Operational playbook for a first 90-day implementation
1. Identify one high-impact use case with consistent document structure and measurable KPIs (e.g., invoice line-item extraction).
2. Prototype with a managed OCR+API pipeline to validate business logic quickly.
3. Measure baseline: manual processing time, error rates, and volume.
4. Introduce a model-driven extraction component (fine-tune a layout-aware model) and establish a human review loop for low-confidence outputs.
5. Operationalize: add observability dashboards, SLOs, and automated retraining jobs triggered by review corrections.
Risks, regulatory signals and future outlook
Regulation around automated decisions and data privacy is tightening in many jurisdictions. Keep an eye on explainability requirements and recordkeeping standards. From a tech perspective, expect better multimodal models, lower inferencing costs through quantization and distilled models, and more off-the-shelf connectors to enterprise systems. The idea of an AI Operating System — a platform that standardizes ingestion, model lifecycle, and workflow automation — is still emerging. Vendors and open-source projects are converging on common primitives that make composability easier.
Key Takeaways
- AI-powered document processing is a layered problem: ingestion, OCR/layout, understanding, and orchestration. Choose the right mix of managed and self-hosted components for your risk profile and scale.

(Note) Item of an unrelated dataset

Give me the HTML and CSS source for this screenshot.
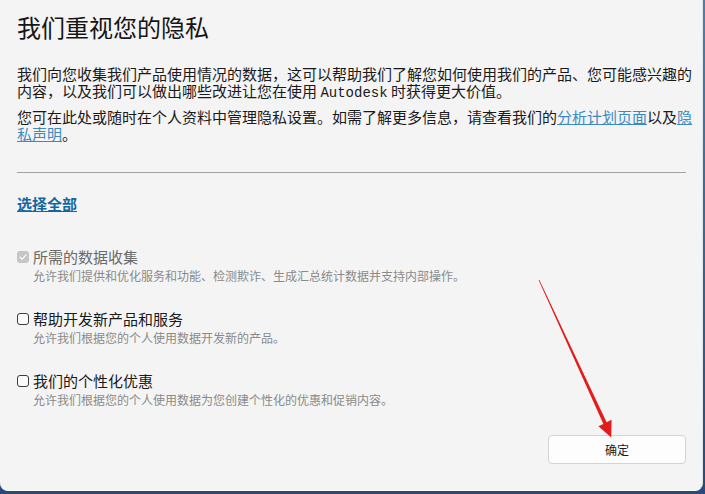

- BERT in document classification is a useful baseline; layout-aware variants often outperform text-only models for forms and invoices.
- Measure domain signals (confidence, review rate) alongside infrastructure metrics. Observability and human-in-the-loop are non-negotiable for production success.
- Vendor choices affect speed and privacy. Start narrow, iterate, and build feedback loops to capture drift and edge cases.
- Techniques from document processing apply to adjacent domains including AI for social media content, enabling broader automation across content types.